Baseball, Futebol, and Football
Saturday, July 12, 2014
Anyone who has ever been in a Major League Baseball dugout five minutes after the game wouldn’t snicker about whether soccer is a real sport.
At the end of a baseball game the dugout floor is spotted with more spit than a Chinese railroad station after the train left. As soccer grabs the fickle attention of American audiences during the current World Cup, one thing you can say in the game’s favor is that you can’t play soccer while being fat and chewing tobacco.
Soccer players on the level of the World Cup just might be in the best conditioned of any athletes on earth. I’d like to see the New York Yankees play 90 minutes of soccer.

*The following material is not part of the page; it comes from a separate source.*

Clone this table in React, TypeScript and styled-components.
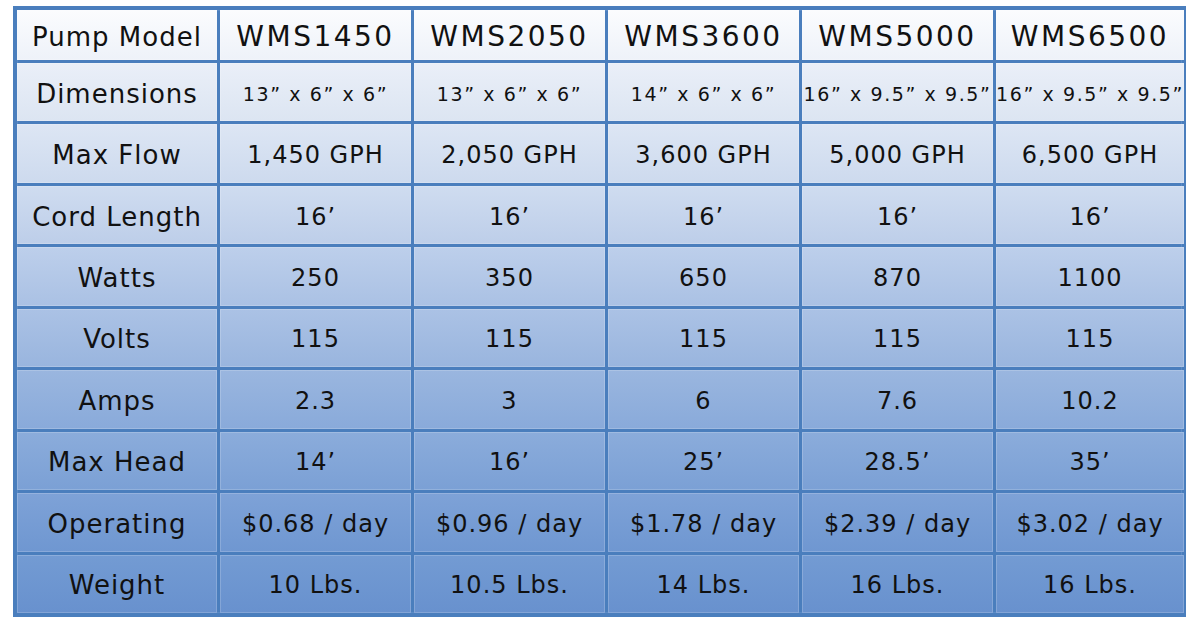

Within two minutes they would be wheezing, vomiting, and calling for oxygen.
But soccer in America may be fated to always be on the way without ever arriving. Despite the growth of youth soccer leagues and college soccer, the game is constantly catching on without catching on. It’s like lacrosse, whose advocates say, “It’s America’s fastest growing sport,” and they’ve been saying it for 50 years.
Americans like defined rules and soccer requires abstract imagination. Four downs to make ten yards makes sense to the average American, but “stoppage time” after 90 minutes of regulation play on a soccer field makes Americans come unglued. They want to know, how long is the game? Exactly. How long? Those minutes of mystery time added by the referee to compensate for the time players spent faking injuries are to Americans like baseball without a home plate.
And speaking of faked injuries, soccer’s reputation is not helped by the art of “diving”, also known as “flopping.” Some of the best players in the world will fall to the ground twisting their faces in apparent agony with what looks like a career-ending injury. Then they’ll get right back up and run full speed. That doesn’t happen in a game like hockey in which a player isn’t really hurt until a bone is showing.
The New York Times ran a story that questioned whether American soccer players are hindered in international competition because they are bad actors, unable to convincingly fake an injury that will get their opponent a yellow warning card. Americans don’t mind cheaters, but they like their cheating to be subtle.
Of course, soccer is foreign, but it’s not so much the foreignness of the game as its language that grates on American sensibilities. Sorry, but it’s a “field,” not a “pitch.” That’s reserved for baseball. It’s irritating to Americans that the world calls soccer “football” because it’s not the same game played by the NFL and Americans like to think the world revolves around them.
International soccer players call their shoes “boots” and we call them spikes. They say the score of a game is 1-Nil. In America that’s “zero” and no American who wants to avoid getting beat up on the playground is ever going to use the world “nil.”
Soccer’s offside rule is unnerving for the American audience. An attacking player has to stay even with the second to last defender. What? Where’s the line … did he cross it or didn’t he?
Americans understand it when a tied soccer match goes into overtime. Baseball has extra innings and basketball has overtime. We get it. But when overtime ends in a tie and the game is decided by a shootout of penalty kicks on undefended goalies, it seems like the entire previous two hours, plus stoppage time, was for nothing. It’s a terrible way to end a game, but unlike baseball, which can be played for 24 hours straight because it requires so little exertion, soccer games have to end or the players will die.
It does have a certain beauty to it, and that’s why they keep calling it The Beautiful Game. You look at what they can do with their feet and a ball and it’s like a magician making objects disappear and then come back. The pressure builds as the game goes on and the slightest success or error can determine the outcome. The lack of scoring makes the game more explosive. If you turn away from a soccer match, you might miss the only goal of the game. You have to watch, and that’s the beauty.
Stoppage time adds a journey into the deep unknown. Will someone score, and how long do they have to do it? No one knows. It’s a thrill ride.
Baseball is the American pastime because you can ignore it most of the time while you drink beer and talk to the guy who brought you to the game.
We like football because it satisfies our hunger for firm rules and violence. We just love a game that leaves a retired player arthritic and brain damaged.
Americans have the ability to learn and there may be hope for them to learn about soccer. After all, we’ve learned to drink wine and to make drinkable coffee. It’s only taken about 250 years. I’m not a huge fan of soccer, but I’ve come to appreciate it. If I had to choose between baseball and soccer, it would be soccer 1, baseball, nil.